Engaging parents can be complicated. At times, a teacher may feel like the parent is an impediment to the child’s education. But it is crucial that one doesn’t assume this to be the case. The truth is that most parents love their children, most parents want what’s best for them. Most parents recognize the value of education for their children but don’t really know how to best foster it. This is true across social classes. Too often, we assume the worst of parents who aren’t educated themselves. In reality, most parents need help knowing what’s best developmentally for their young children.
As an educator, everything will be easier if we are working with parents. And while all parents need help, all parents have the ability to become good teachers to their children. It doesn’t require specialized skills, just an openness to learn and a willingness to something we all can: talk to our kids.
2
What Are We Teaching ? The Importance of Language
Much of the conversation about early childhood education – and education in general – places too much emphasis on specific skills and knowledge outcomes. It is especially important in early childhood to move away from this thinking. The process and the relationships ought to be primary rather than things like learning math and reading skills. That said, if we are to focus on anything, it should be language.
There is no greater indicator of a child’s long-term success than the acquisition of language in early childhood. Skills can be learned and improved. But language is the most important – and most difficult to improve at later developmental stages. For it is language through which all learning occurs. It is language through which we learn and develop various forms of thinking, processing, and creativity.
So, how is language acquired? It doesn’t happen in the ways that we generally think of “school” working. We don’t develop it by correcting a child’s speech if they don’t speak “properly.” It doesn’t help to give grammar or vocabulary exercises. It happens through the most human and basic activity: conversation. And it matters what kind of conversation we are having. Repeatedly scolding or lecturing doesn’t work. A child’s language is enhanced when we ask questions, when we engage the child in conversation organically.

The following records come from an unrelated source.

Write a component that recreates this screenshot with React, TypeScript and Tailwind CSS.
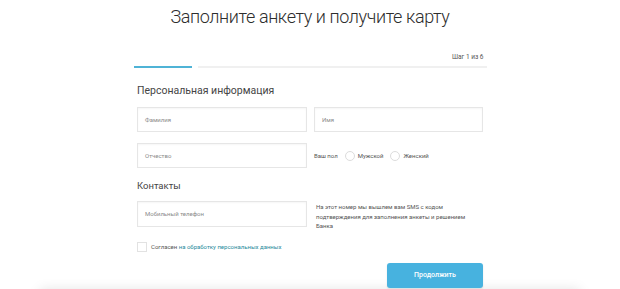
import React from "react";

function Field({ label, className = "" }: { label: string; className?: string }) {
  return (
    <div
      className={`flex items-center border border-[#e6e6e6] bg-white pl-[7px] shadow-[inset_0_1px_2px_rgba(0,0,0,0.04)] ${className}`}
    >
      <span className="text-[6px] leading-[8px] text-[#8a8a8a]">{label}</span>
    </div>
  );
}

function Radio({ label }: { label: string }) {
  return (
    <div className="flex items-center gap-[3px]">
      <span className="box-border h-[10px] w-[10px] rounded-full border border-[#dcdcdc] bg-white" />
      <span className="text-[6px] leading-[8px] text-[#555]">{label}</span>
    </div>
  );
}

export default function App() {
  return (
    <div className="relative h-[289px] w-[620px] overflow-hidden bg-white font-['Roboto',sans-serif]">
      <h1 className="pt-[5px] text-center text-[18px] font-light leading-[24px] tracking-[-0.4px] text-[#2d2d2d]">
        Заполните анкету и получите карту
      </h1>

      <div className="mx-auto mt-[24px] w-[353px]">
        <div className="pr-[3px] text-right text-[6.5px] leading-[9px] text-[#555]">Шаг 1 из 6</div>
        <div className="mt-[4px] flex items-center gap-[6px]">
          <div className="h-[2px] w-[58px] bg-[#4fb3d6]" />
          <div className="h-[2px] flex-1 bg-[#f0f0f0]" />
        </div>
      </div>

      <div className="mx-auto w-[346px]">
        <div className="mt-[17px] text-[10.5px] leading-[12px] text-[#444]">Персональная информация</div>

        <div className="mt-[10px] flex gap-[7px]">
          <Field label="Фамилия" className="h-[25px] w-[170px]" />
          <Field label="Имя" className="h-[25px] flex-1" />
        </div>

        <div className="mt-[11px] flex items-center gap-[7px]">
          <Field label="Отчество" className="h-[25px] w-[170px]" />
          <div className="flex items-center gap-[7px]">
            <span className="text-[6px] leading-[8px] text-[#555]">Ваш пол</span>
            <Radio label="Мужской" />
            <Radio label="Женский" />
          </div>
        </div>

        <div className="mt-[12px] text-[9.5px] leading-[12px] text-[#444]">Контакты</div>

        <div className="mt-[9px] flex items-start gap-[9px]">
          <Field label="Мобильный телефон" className="h-[26px] w-[170px]" />
          <p className="pt-[1px] text-[6px] leading-[9.5px] text-[#555]">
            На этот номер мы вышлем вам SMS с кодом
            <br />
            подтверждения для заполнения анкеты и решением
            <br />
            Банка
          </p>
        </div>

        <div className="mt-[11px] flex items-center gap-[4px]">
          <span className="box-border h-[10px] w-[10px] border border-[#e2e2e2] bg-white" />
          <span className="text-[6px] leading-[8px] text-[#555]">
            Согласен <span className="text-[#1f8b9c]">на обработку персональных данных</span>
          </span>
        </div>

        <div className="mt-[11px] flex justify-end">
          <button className="h-[25px] w-[96px] rounded-[3px] bg-[#47b2df] text-[7px] font-medium text-white shadow-[0_1px_2px_rgba(0,0,0,0.1)]">
            Продолжить
          </button>
        </div>
      </div>

      <div className="mx-[40px] mt-[6px] h-[40px] bg-white shadow-[0_-4px_12px_rgba(0,0,0,0.12)]" />
    </div>
  );
}
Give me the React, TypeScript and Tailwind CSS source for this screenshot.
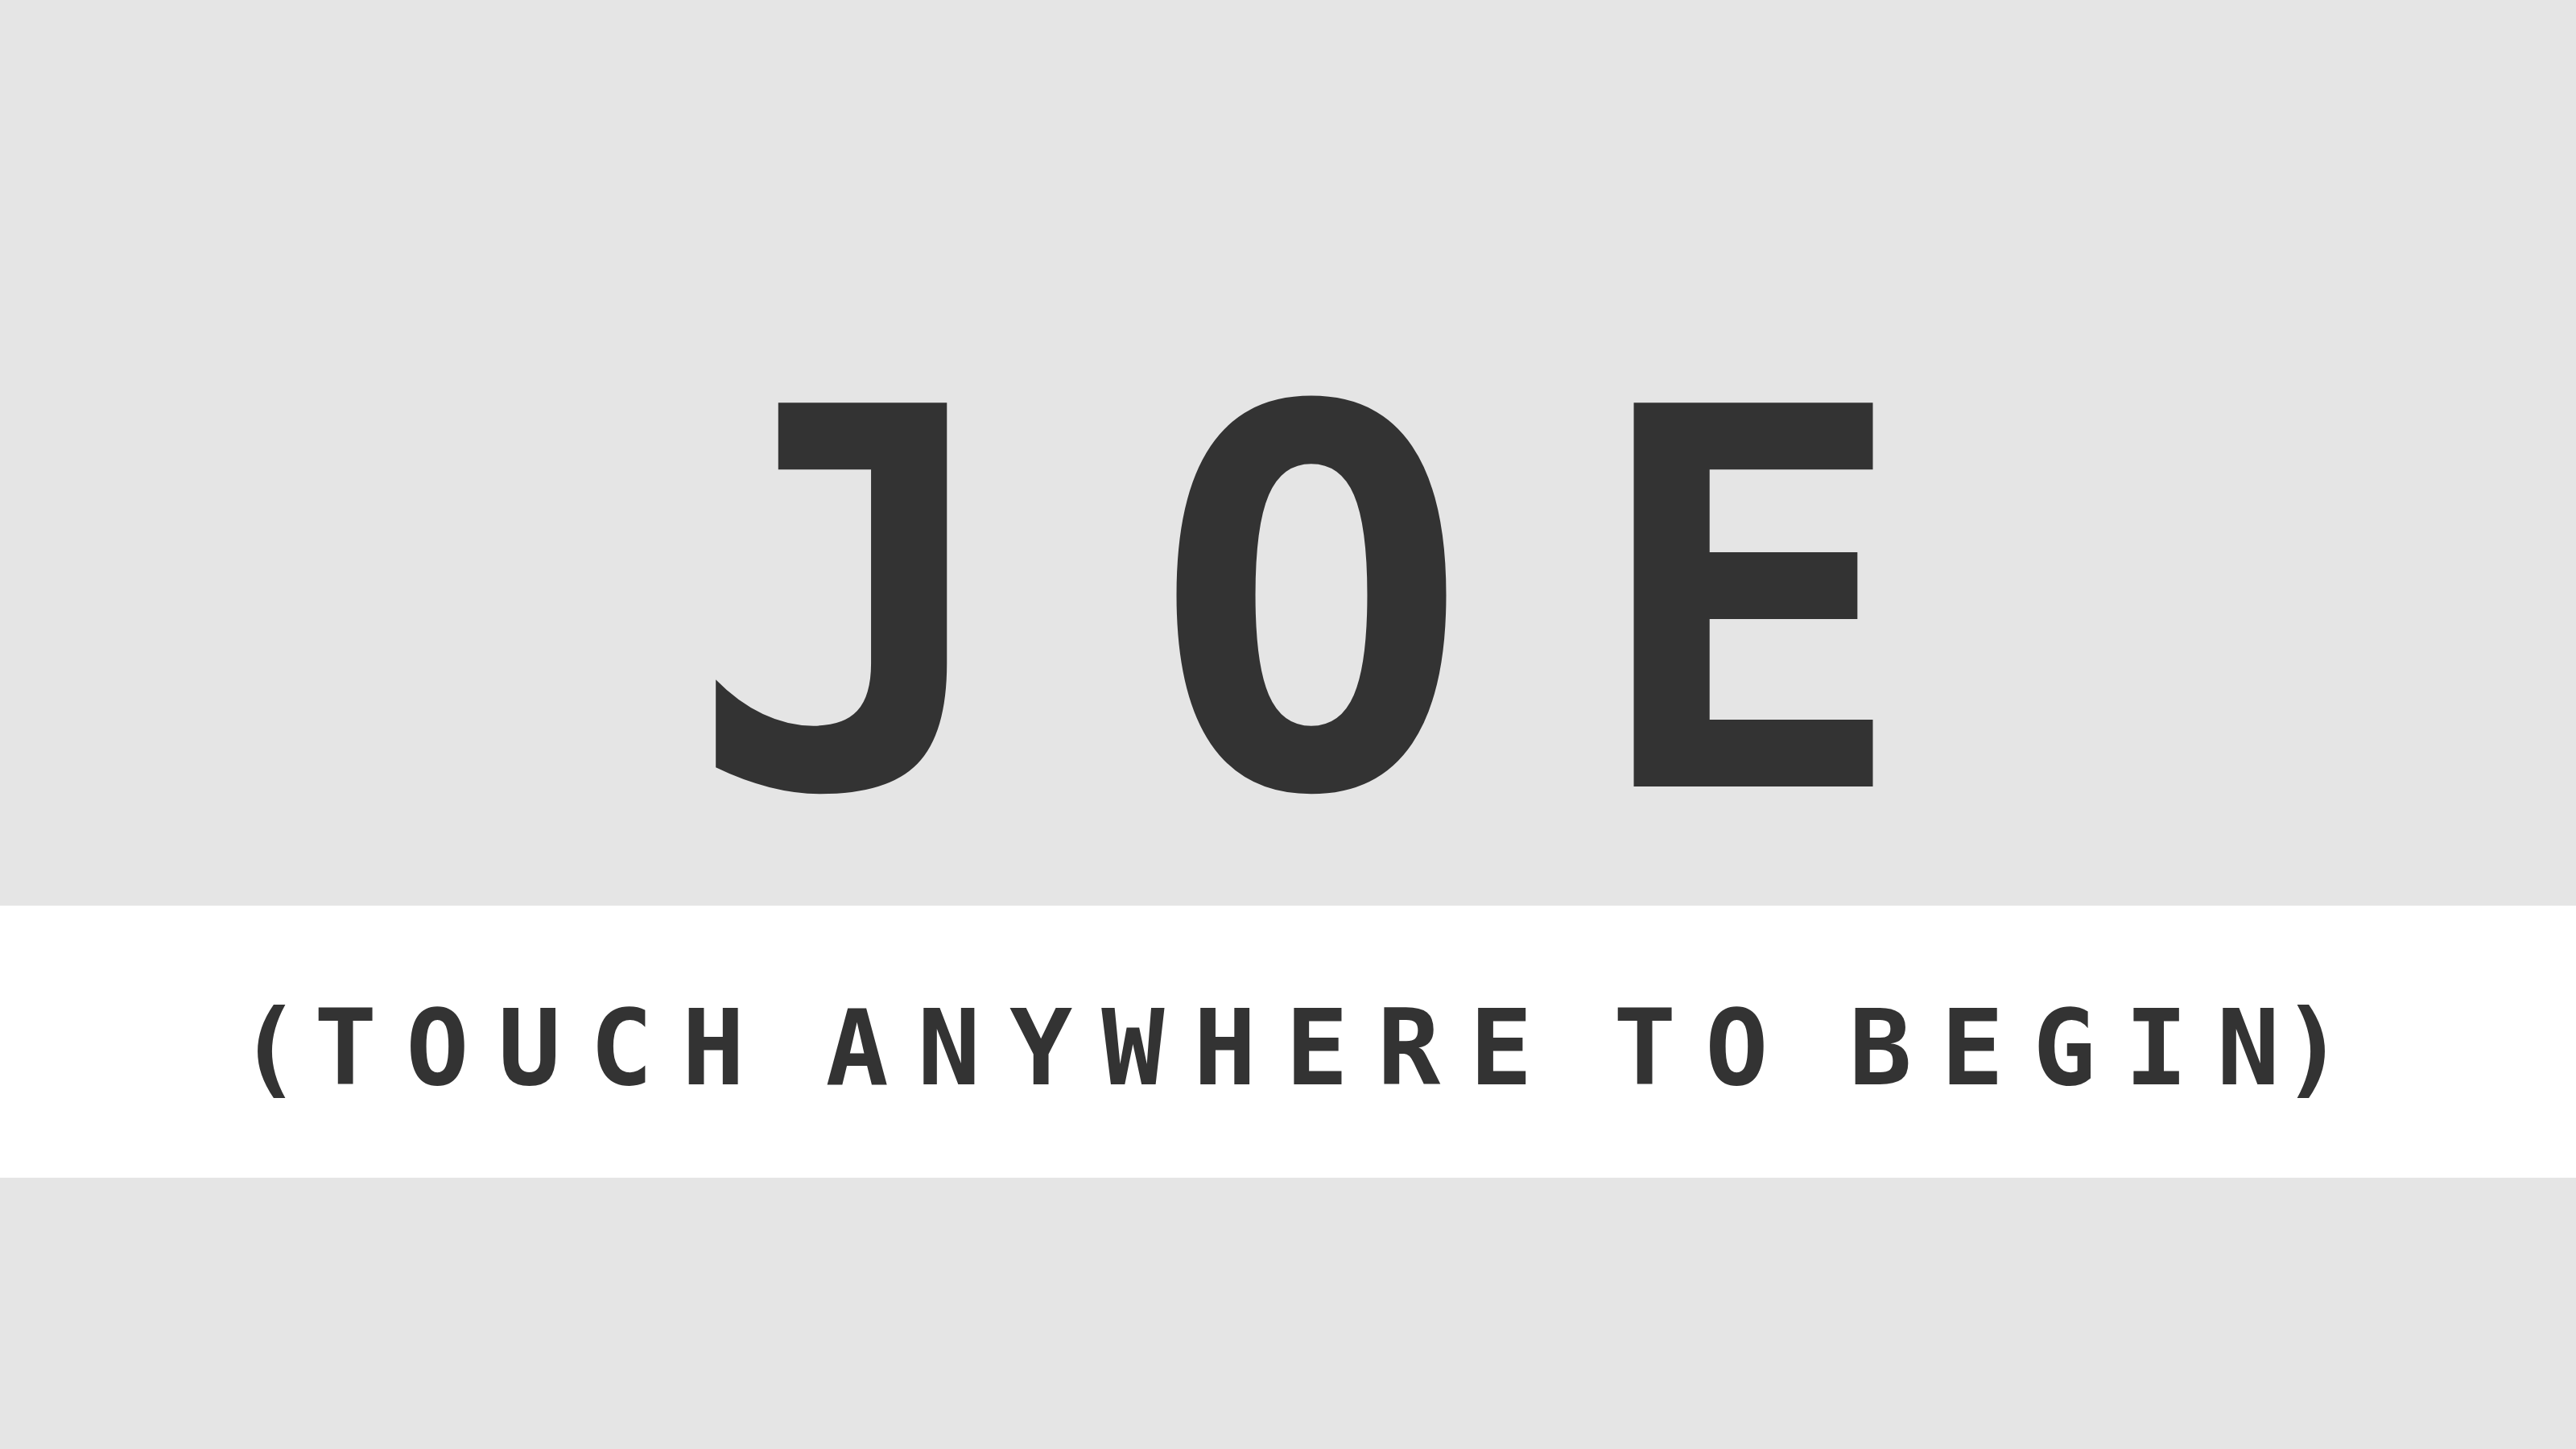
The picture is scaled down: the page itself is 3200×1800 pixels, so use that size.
import React from 'react';

// Title screen: big name on grey, tap hint on a white band
export default function App() {
  return (
    <div className="w-full h-[1800px] bg-[#e5e5e5] flex flex-col text-[#333333] font-['DejaVu_Sans_Mono',monospace] font-bold">
      <div className="h-[1125px] flex justify-center pt-[424px]">
        <h1 className="text-[654px] leading-none pl-[200px] uppercase whitespace-pre">
          <span className="tracking-[184px]">J</span>
          <span className="tracking-[150px]">O</span>
          <span className="tracking-[176px]">E</span>
        </h1>
      </div>

      <div className="h-[338px] bg-white flex justify-center pt-[112px]">
        <p className="text-[130px] leading-none tracking-[36px] pl-[44px] [word-spacing:-50px] whitespace-pre uppercase">
          <span className="tracking-[16px]">(</span>TOUCH ANYWHERE TO BEGI<span className="tracking-[2px]">N</span>)
        </p>
      </div>

      <div className="flex-1" />
    </div>
  );
}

This is, again, where engaging parents and caregivers is so important. A parent, for better or for worse, is going to be the most influential person for the child’s language development. The good news is that this isn’t about how “proper” a parent speaks. That doesn’t matter. Any parent who speaks with kindness, who asks questions, who listens, can do it.
3
How is the Learning Space Formed? The importance of Relationships
While the classroom isn’t the only, or even the most important, place for teaching and learning in early childhood, it can play an important role. The classroom isn’t merely a neutral space; it is pregnant with meaning. The way we structure the space and the relationships therein will teach the young child about the broader world that they will one day navigate and co-create.

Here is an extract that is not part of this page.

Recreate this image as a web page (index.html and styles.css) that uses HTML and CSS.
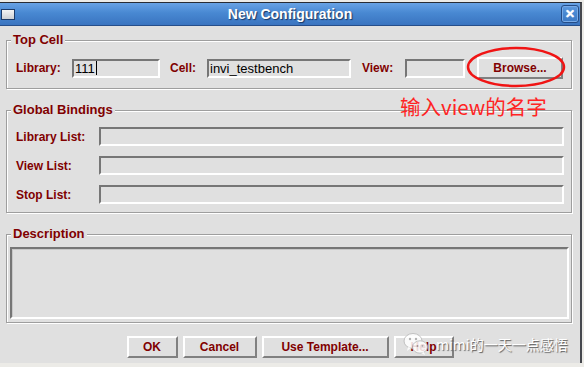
FILE: index.html
```html
<!DOCTYPE html>
<html lang="en">
<head>
    <meta charset="UTF-8">
    <meta name="viewport" content="width=device-width, initial-scale=1.0">
    <title>New Configuration</title>

    <link rel="stylesheet" href="styles.css">
</head>
<body>
    <div class="window">
        <div class="titlebar">
            <span class="win-icon"></span>
            <span class="title">New Configuration</span>
            <span class="btn-close">&#x2715;</span>
        </div>

        <div class="dialog">
            <fieldset class="group group-top">
                <legend>Top Cell</legend>
                <div class="cell-row">
                    <label class="lbl lbl-lib">Library:</label>
                    <div class="field field-lib">111<span class="caret"></span></div>
                    <label class="lbl lbl-cell">Cell:</label>
                    <div class="field field-cell">invi_testbench</div>
                    <label class="lbl lbl-view">View:</label>
                    <div class="field field-view"></div>
                    <button class="btn btn-browse" type="button">Browse...</button>
                </div>
            </fieldset>

            <fieldset class="group group-bind">
                <legend>Global Bindings</legend>
                <div class="bind-row">
                    <label class="lbl lbl-list">Library List:</label>
                    <div class="field field-list"></div>
                </div>
                <div class="bind-row">
                    <label class="lbl lbl-list">View List:</label>
                    <div class="field field-list"></div>
                </div>
                <div class="bind-row">
                    <label class="lbl lbl-list">Stop List:</label>
                    <div class="field field-list"></div>
                </div>
            </fieldset>

            <fieldset class="group group-desc">
                <legend>Description</legend>
                <div class="desc-box"></div>
            </fieldset>

            <div class="actions">
                <button class="btn btn-ok" type="button">OK</button>
                <button class="btn btn-cancel" type="button">Cancel</button>
                <button class="btn btn-template" type="button">Use Template...</button>
                <button class="btn btn-help" type="button">Help</button>
            </div>
        </div>

        <!-- annotations drawn on top of the screenshot -->
        <svg class="mark-ring" width="104" height="44" viewBox="0 0 104 44">
            <ellipse cx="52" cy="21" rx="48" ry="19" fill="none" stroke="#f01414" stroke-width="2.5"/>
        </svg>
        <div class="note">输入view的名字</div>

        <div class="watermark">
            <svg class="wm-icon" width="26" height="24" viewBox="0 0 26 24">
                <ellipse cx="10" cy="9" rx="9" ry="7.5" fill="#fff" stroke="#bbb" stroke-width="1"/>
                <path d="M5 15 L4 19 L8 16 Z" fill="#fff"/>
                <circle cx="7" cy="7" r="1.2" fill="#aaa"/>
                <circle cx="13" cy="7" r="1.2" fill="#aaa"/>
                <ellipse cx="17" cy="15" rx="7.5" ry="6.2" fill="#fff" stroke="#bbb" stroke-width="1"/>
                <path d="M21 20 L22 23 L18 21 Z" fill="#fff"/>
                <circle cx="14.5" cy="14" r="1" fill="#aaa"/>
                <circle cx="19.5" cy="14" r="1" fill="#aaa"/>
            </svg>
            <span class="wm-text">mimi的一天一点感悟</span>
        </div>
    </div>
</body>
</html>
```

FILE: styles.css
```css
body{
    margin: 0;
    background-color: rgb(236, 235, 231);
    font-family: "Liberation Sans", Arial, sans-serif;
}

.window{
    position: relative;
    width: 580px;
    height: 360px;
    margin-top: 2px;
    border-top: 1px solid rgb(40, 44, 52);
    border-right: 2px solid rgb(70, 72, 78);
    background-color: rgb(224, 224, 224);
}

/* title bar */
.titlebar{
    height: 22px;
    border-bottom: 1px solid rgb(38, 78, 138);
    background: linear-gradient(rgb(104, 162, 228), rgb(72, 136, 210) 45%, rgb(58, 116, 192));
    display: grid;
    grid-template-columns: 24px 1fr 24px;
    align-items: center;
}

.win-icon{
    width: 12px;
    height: 9px;
    margin-left: 1px;
    border: 1px solid rgb(30, 60, 105);
    background: linear-gradient(rgb(245, 245, 245), rgb(205, 208, 212));
}

.title{
    text-align: center;
    color: white;
    font-size: 14px;
    font-weight: bold;
    text-shadow: 1px 1px 1px rgb(25, 55, 100);
}

.btn-close{
    justify-self: end;
    width: 16px;
    height: 16px;
    margin-right: 1px;
    border: 1px solid rgb(36, 76, 135);
    border-radius: 3px;
    box-shadow: inset 0 0 0 1px rgb(120, 170, 230);
    color: white;
    font-size: 12px;
    font-weight: bold;
    line-height: 16px;
    text-align: center;
    text-shadow: 0 0 1px white;
}

/* dialog body */
.dialog{
    padding-top: 7px;
}

.group{
    margin: 0 8px 0 6px;
    border: 1px solid rgb(158, 158, 158);
    box-shadow: inset 1px 1px 0 white, 1px 1px 0 white;
    min-inline-size: 0;
}

.group legend{
    margin-left: -5px;
    padding: 0 2px;
    background-color: rgb(224, 224, 224);
    color: rgb(128, 0, 0);
    font-size: 13px;
    font-weight: bold;
    line-height: 14px;
}

.group-top{
    padding: 10px 7px 9px 9px;
}

.group-bind{
    margin-top: 14px;
    padding: 10px 7px 8px 9px;
}

.group-desc{
    margin-top: 14px;
    padding: 6px 2px 3px 3px;
}

.group-desc legend{
    margin-left: 1px;
}

.lbl{
    color: rgb(128, 0, 0);
    font-size: 12px;
    font-weight: bold;
    white-space: nowrap;
}

.field{
    box-sizing: border-box;
    height: 19px;
    border: 2px solid;
    border-color: rgb(118, 118, 118) white white rgb(118, 118, 118);
    padding-left: 1px;
    font-size: 13px;
    line-height: 15px;
    color: black;
    white-space: nowrap;
}

.caret{
    display: inline-block;
    width: 1px;
    height: 14px;
    margin-left: 1px;
    vertical-align: -2px;
    background-color: black;
}

.cell-row{
    display: flex;
    align-items: center;
    height: 22px;
}

.lbl-lib{ width: 56px; }
.field-lib{ width: 88px; }
.lbl-cell{ width: 37px; margin-left: 10px; }
.field-cell{ width: 144px; }
.lbl-view{ width: 43px; margin-left: 11px; }
.field-view{ width: 60px; }

.btn{
    box-sizing: border-box;
    height: 22px;
    padding: 0;
    border: 2px solid;
    border-color: white rgb(128, 128, 128) rgb(128, 128, 128) white;
    background-color: rgb(224, 224, 224);
    color: rgb(128, 0, 0);
    font-family: "Liberation Sans", Arial, sans-serif;
    font-size: 12px;
    font-weight: bold;
}

.btn-browse{
    width: 86px;
    margin-left: 12px;
}

.bind-row{
    display: flex;
    align-items: center;
}

.bind-row + .bind-row{
    margin-top: 10px;
}

.lbl-list{ width: 83px; }
.field-list{ flex: 1; }

.desc-box{
    box-sizing: border-box;
    height: 72px;
    border: 2px solid;
    border-color: rgb(118, 118, 118) white white rgb(118, 118, 118);
    box-shadow: inset 1px 1px 0 rgb(200, 200, 200);
}

.actions{
    margin-top: 13px;
    display: flex;
    justify-content: center;
    gap: 5px;
}

.btn-ok{ width: 51px; }
.btn-cancel{ width: 74px; }
.btn-template{ width: 127px; }
.btn-help{ width: 60px; }

/* red annotation over the dialog */
.mark-ring{
    position: absolute;
    left: 464px;
    top: 43px;
}

.note{
    position: absolute;
    left: 400px;
    top: 91px;
    color: rgb(255, 36, 36);
    font-family: "Noto Sans CJK SC", "Noto Sans", sans-serif;
    font-size: 20.5px;
    line-height: 24px;
    white-space: nowrap;
}

.watermark{
    position: absolute;
    left: 403px;
    top: 329px;
    display: flex;
    align-items: center;
    gap: 7px;
}

.wm-icon{
    opacity: 0.85;
}

.wm-text{
    color: white;
    font-family: "Noto Sans CJK SC", "Noto Sans", sans-serif;
    font-size: 14px;
    text-shadow: 1px 1px 1px rgb(90, 90, 90);
    white-space: nowrap;
}
```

The most important thing about the early childhood classroom is how it functions as a microcosm, a little world that represents the world we want to bring forth. When there is a conflict, do we focus on punishment or the restoration of relationships? Do the children and teachers sit and interact in ways where everyone is seen and heard? Are there opportunities for the children to make safe choices? The answers to these questions speak to the kind of world we are trying to create. But it’s more than that. If we can answer those questions the right way, we will foster greater cognitive development among the children.
In addition to language acquisition, there should be a broader focus that informs everything that happens in the learning space, the cultivation of relationships. If language is the skill, relationship is the context. The success of an early education program ought not be individual skill acquisition; it should be the depth of relationships found in the classroom. This includes child to child, teacher to child, and even teacher to teacher. And it can also include relationships that extend beyond the classroom to include the broader community, especially parents and caregivers.
Conclusion
While the recognition of the importance of early childhood education is a positive development, it will have little effect until we recognize what really matters in this developmental phase. This isn’t primarily a question of good curriculum or subject matter; it has to do with the most fundamental pedagogical approaches.

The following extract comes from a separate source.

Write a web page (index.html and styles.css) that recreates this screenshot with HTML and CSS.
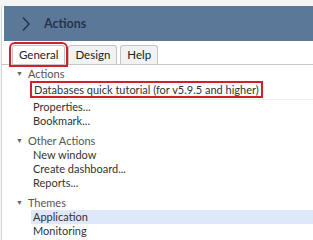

The human mind works and develops through language, and language is essentially a means of cultivating relationship. Sadly, we spend much of our energy on young children training them to become the very opposite – teaching them how to be in competition, isolated.
The focus of early childhood education must shift from metrics of individual achievement to fostering deeper relationships. This recognizes that the mediating factor for human relationship is language and includes both relationships within the learning space as well as relationships with the broader community and family, (especially parents.) In doing so, we simultaneously create a context for our children to develop their young minds and also, just as importantly, teach them that the world they will one day inhabit and reimagine will be one in which relationship and collaboration are favored over isolation and competition.